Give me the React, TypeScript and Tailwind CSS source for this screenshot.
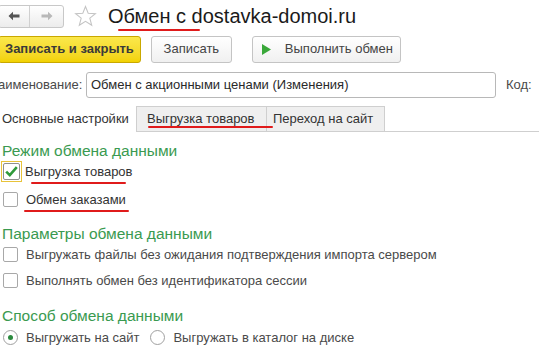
import React from 'react';

const font = { fontFamily: '"Liberation Sans", Arial, sans-serif' };

function Check({ checked }: { checked?: boolean }) {
  if (checked) {
    return (
      <span className="flex h-[21px] w-[21px] items-center justify-center border border-[#e8c33a] bg-white">
        <svg width="17" height="17" viewBox="0 0 17 17">
          <rect x="0.5" y="0.5" width="16" height="16" rx="1.5" fill="white" stroke="#8f8f8f" />
          <path d="M3.2 8.6 L6.8 12.2 L13.8 4.2" fill="none" stroke="#2f9a3a" strokeWidth="2.6" />
        </svg>
      </span>
    );
  }
  return <span className="block h-[15px] w-[15px] rounded-[2px] border border-[#a8a8a8] bg-white" />;
}

function Radio({ on }: { on?: boolean }) {
  return (
    <span className="flex h-[15px] w-[15px] items-center justify-center rounded-full border border-[#a0a0a0] bg-white">
      {on && <span className="h-[5px] w-[5px] rounded-full bg-[#2b8a3e]" />}
    </span>
  );
}

export default function App() {
  return (
    <div className="h-[350px] w-[539px] overflow-hidden bg-white text-[13px] text-[#4a4a4a]" style={font}>
      {/* header */}
      <div className="flex h-[32px] items-center">
        <div className="ml-[-2px] flex h-[23px] items-stretch rounded-[3px] border border-[#c8c8c8] bg-gradient-to-b from-white to-[#ececec]">
          <span className="flex w-[31px] items-center justify-center border-r border-[#d0d0d0]">
            <svg width="12" height="10" viewBox="0 0 12 10">
              <path d="M0.5 5 L5 0.8 V3.6 H11.5 V6.4 H5 V9.2 Z" fill="#555" />
            </svg>
          </span>
          <span className="flex w-[33px] items-center justify-center">
            <svg width="12" height="10" viewBox="0 0 12 10">
              <path d="M11.5 5 L7 0.8 V3.6 H0.5 V6.4 H7 V9.2 Z" fill="#b8b8b8" />
            </svg>
          </span>
        </div>
        <svg className="ml-[10px]" width="23" height="22" viewBox="0 0 24 23">
          <path
            d="M12 1.5 L14.8 8.6 L22.4 9 L16.5 13.8 L18.5 21.2 L12 17 L5.5 21.2 L7.5 13.8 L1.6 9 L9.2 8.6 Z"
            fill="white"
            stroke="#c4c4c4"
            strokeWidth="1.1"
          />
        </svg>
        <div className="relative ml-[11px] text-[20px] leading-none text-[#1a1a1a]">
          Обмен с dostavka-domoi.ru
          <span className="absolute left-[10px] top-[23px] h-[2px] w-[82px] rounded bg-[#e01b1b]" />
        </div>
      </div>

      {/* command bar */}
      <div className="mt-[3px] flex h-[28px] items-center">
        <button className="ml-[-2px] h-[27px] rounded-[3px] border border-[#c9a800] bg-gradient-to-b from-[#fbe84a] to-[#f2d200] px-[6px] text-[13px] font-bold text-[#3a3a3a]">
          Записать и закрыть
        </button>
        <button className="ml-[10px] h-[27px] w-[81px] rounded-[3px] border border-[#c4c4c4] bg-gradient-to-b from-white to-[#f0f0f0] text-[13px] text-[#444]">
          Записать
        </button>
        <button className="ml-[20px] flex h-[27px] w-[149px] items-center rounded-[3px] border border-[#c4c4c4] bg-gradient-to-b from-white to-[#f0f0f0] text-[13px] text-[#444]">
          <svg className="ml-[9px]" width="9" height="11" viewBox="0 0 9 11">
            <path d="M0 0 L9 5.5 L0 11 Z" fill="#3aa83a" />
          </svg>
          <span className="ml-[14px]">Выполнить обмен</span>
        </button>
      </div>

      {/* name row */}
      <div className="mt-[9px] flex h-[26px] items-center">
        <span className="ml-[-2px] w-[88px]">аименование:</span>
        <div className="flex h-[26px] w-[410px] items-center rounded-[3px] border border-[#b8b8b8] px-[4px] text-[#2a2a2a]">
          Обмен с акционными ценами (Изменения)
        </div>
        <span className="ml-[10px]">Код:</span>
      </div>

      {/* tabs */}
      <div className="mt-[8px] flex h-[26px] items-stretch">
        <div className="flex w-[137px] items-center border-r border-[#cfcfcf] bg-white pl-[2px] text-[#333]">Основные настройки</div>
        <div className="relative flex w-[130px] items-center border-b border-r border-t border-[#cfcfcf] bg-[#efefef] pl-[10px] text-[#333]">
          Выгрузка товаров
          <span className="absolute bottom-[3px] left-[11px] h-[2px] w-[125px] rounded bg-[#e01b1b]" />
        </div>
        <div className="flex w-[118px] items-center border-b border-r border-t border-[#cfcfcf] bg-[#efefef] pl-[6px] text-[#333]">
          Переход на сайт
        </div>
        <div className="flex-1 border-b border-[#cfcfcf]" />
      </div>

      {/* section 1 */}
      <div className="mt-[9px] pl-[2px] text-[15.5px] leading-[19px] text-[#3a9a50]">Режим обмена данными</div>
      <div className="mt-[1px] flex h-[21px] items-center gap-[3px] pl-[1px]">
        <Check checked />
        <span className="relative text-[#333]">
          Выгрузка товаров
          <span className="absolute left-[6px] top-[20px] h-[2px] w-[95px] rounded bg-[#e01b1b]" />
        </span>
      </div>
      <div className="mt-[8px] flex h-[19px] items-center gap-[8px] pl-[3px]">
        <Check />
        <span className="relative text-[#333]">
          Обмен заказами
          <span className="absolute left-[-2px] top-[20px] h-[2px] w-[105px] rounded bg-[#e01b1b]" />
        </span>
      </div>

      {/* section 2 */}
      <div className="mt-[15px] pl-[2px] text-[15.5px] leading-[19px] text-[#3a9a50]">Параметры обмена данными</div>
      <div className="mt-[2px] flex h-[19px] items-center gap-[8px] pl-[3px]">
        <Check />
        <span>Выгружать файлы без ожидания подтверждения импорта сервером</span>
      </div>
      <div className="mt-[7px] flex h-[19px] items-center gap-[8px] pl-[3px]">
        <Check />
        <span>Выполнять обмен без идентификатора сессии</span>
      </div>

      {/* section 3 */}
      <div className="mt-[16px] pl-[2px] text-[15.5px] leading-[19px] text-[#3a9a50]">Способ обмена данными</div>
      <div className="mt-[3px] flex h-[19px] items-center pl-[3px]">
        <Radio on />
        <span className="ml-[8px]">Выгружать на сайт</span>
        <span className="ml-[11px]">
          <Radio />
        </span>
        <span className="ml-[8px]">Выгружать в каталог на диске</span>
      </div>
    </div>
  );
}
####################
▸ REQUEST: Output an exact copy of the material, with the pictures removed.

▸ COMPLETED EXERCISE:
Give me the React, TypeScript and Tailwind CSS source for this screenshot.
import React from 'react';

const font = { fontFamily: '"Liberation Sans", Arial, sans-serif' };

function Check({ checked }: { checked?: boolean }) {
  if (checked) {
    return (
      <span className="flex h-[21px] w-[21px] items-center justify-center border border-[#e8c33a] bg-white">
        <svg width="17" height="17" viewBox="0 0 17 17">
          <rect x="0.5" y="0.5" width="16" height="16" rx="1.5" fill="white" stroke="#8f8f8f" />
          <path d="M3.2 8.6 L6.8 12.2 L13.8 4.2" fill="none" stroke="#2f9a3a" strokeWidth="2.6" />
        </svg>
      </span>
    );
  }
  return <span className="block h-[15px] w-[15px] rounded-[2px] border border-[#a8a8a8] bg-white" />;
}

function Radio({ on }: { on?: boolean }) {
  return (
    <span className="flex h-[15px] w-[15px] items-center justify-center rounded-full border border-[#a0a0a0] bg-white">
      {on && <span className="h-[5px] w-[5px] rounded-full bg-[#2b8a3e]" />}
    </span>
  );
}

export default function App() {
  return (
    <div className="h-[350px] w-[539px] overflow-hidden bg-white text-[13px] text-[#4a4a4a]" style={font}>
      {/* header */}
      <div className="flex h-[32px] items-center">
        <div className="ml-[-2px] flex h-[23px] items-stretch rounded-[3px] border border-[#c8c8c8] bg-gradient-to-b from-white to-[#ececec]">
          <span className="flex w-[31px] items-center justify-center border-r border-[#d0d0d0]">
            <svg width="12" height="10" viewBox="0 0 12 10">
              <path d="M0.5 5 L5 0.8 V3.6 H11.5 V6.4 H5 V9.2 Z" fill="#555" />
            </svg>
          </span>
          <span className="flex w-[33px] items-center justify-center">
            <svg width="12" height="10" viewBox="0 0 12 10">
              <path d="M11.5 5 L7 0.8 V3.6 H0.5 V6.4 H7 V9.2 Z" fill="#b8b8b8" />
            </svg>
          </span>
        </div>
        <svg className="ml-[10px]" width="23" height="22" viewBox="0 0 24 23">
          <path
            d="M12 1.5 L14.8 8.6 L22.4 9 L16.5 13.8 L18.5 21.2 L12 17 L5.5 21.2 L7.5 13.8 L1.6 9 L9.2 8.6 Z"
            fill="white"
            stroke="#c4c4c4"
            strokeWidth="1.1"
          />
        </svg>
        <div className="relative ml-[11px] text-[20px] leading-none text-[#1a1a1a]">
          Обмен с dostavka-domoi.ru
          <span className="absolute left-[10px] top-[23px] h-[2px] w-[82px] rounded bg-[#e01b1b]" />
        </div>
      </div>

      {/* command bar */}
      <div className="mt-[3px] flex h-[28px] items-center">
        <button className="ml-[-2px] h-[27px] rounded-[3px] border border-[#c9a800] bg-gradient-to-b from-[#fbe84a] to-[#f2d200] px-[6px] text-[13px] font-bold text-[#3a3a3a]">
          Записать и закрыть
        </button>
        <button className="ml-[10px] h-[27px] w-[81px] rounded-[3px] border border-[#c4c4c4] bg-gradient-to-b from-white to-[#f0f0f0] text-[13px] text-[#444]">
          Записать
        </button>
        <button className="ml-[20px] flex h-[27px] w-[149px] items-center rounded-[3px] border border-[#c4c4c4] bg-gradient-to-b from-white to-[#f0f0f0] text-[13px] text-[#444]">
          <svg className="ml-[9px]" width="9" height="11" viewBox="0 0 9 11">
            <path d="M0 0 L9 5.5 L0 11 Z" fill="#3aa83a" />
          </svg>
          <span className="ml-[14px]">Выполнить обмен</span>
        </button>
      </div>

      {/* name row */}
      <div className="mt-[9px] flex h-[26px] items-center">
        <span className="ml-[-2px] w-[88px]">аименование:</span>
        <div className="flex h-[26px] w-[410px] items-center rounded-[3px] border border-[#b8b8b8] px-[4px] text-[#2a2a2a]">
          Обмен с акционными ценами (Изменения)
        </div>
        <span className="ml-[10px]">Код:</span>
      </div>

      {/* tabs */}
      <div className="mt-[8px] flex h-[26px] items-stretch">
        <div className="flex w-[137px] items-center border-r border-[#cfcfcf] bg-white pl-[2px] text-[#333]">Основные настройки</div>
        <div className="relative flex w-[130px] items-center border-b border-r border-t border-[#cfcfcf] bg-[#efefef] pl-[10px] text-[#333]">
          Выгрузка товаров
          <span className="absolute bottom-[3px] left-[11px] h-[2px] w-[125px] rounded bg-[#e01b1b]" />
        </div>
        <div className="flex w-[118px] items-center border-b border-r border-t border-[#cfcfcf] bg-[#efefef] pl-[6px] text-[#333]">
          Переход на сайт
        </div>
        <div className="flex-1 border-b border-[#cfcfcf]" />
      </div>

      {/* section 1 */}
      <div className="mt-[9px] pl-[2px] text-[15.5px] leading-[19px] text-[#3a9a50]">Режим обмена данными</div>
      <div className="mt-[1px] flex h-[21px] items-center gap-[3px] pl-[1px]">
        <Check checked />
        <span className="relative text-[#333]">
          Выгрузка товаров
          <span className="absolute left-[6px] top-[20px] h-[2px] w-[95px] rounded bg-[#e01b1b]" />
        </span>
      </div>
      <div className="mt-[8px] flex h-[19px] items-center gap-[8px] pl-[3px]">
        <Check />
        <span className="relative text-[#333]">
          Обмен заказами
          <span className="absolute left-[-2px] top-[20px] h-[2px] w-[105px] rounded bg-[#e01b1b]" />
        </span>
      </div>

      {/* section 2 */}
      <div className="mt-[15px] pl-[2px] text-[15.5px] leading-[19px] text-[#3a9a50]">Параметры обмена данными</div>
      <div className="mt-[2px] flex h-[19px] items-center gap-[8px] pl-[3px]">
        <Check />
        <span>Выгружать файлы без ожидания подтверждения импорта сервером</span>
      </div>
      <div className="mt-[7px] flex h-[19px] items-center gap-[8px] pl-[3px]">
        <Check />
        <span>Выполнять обмен без идентификатора сессии</span>
      </div>

      {/* section 3 */}
      <div className="mt-[16px] pl-[2px] text-[15.5px] leading-[19px] text-[#3a9a50]">Способ обмена данными</div>
      <div className="mt-[3px] flex h-[19px] items-center pl-[3px]">
        <Radio on />
        <span className="ml-[8px]">Выгружать на сайт</span>
        <span className="ml-[11px]">
          <Radio />
        </span>
        <span className="ml-[8px]">Выгружать в каталог на диске</span>
      </div>
    </div>
  );
}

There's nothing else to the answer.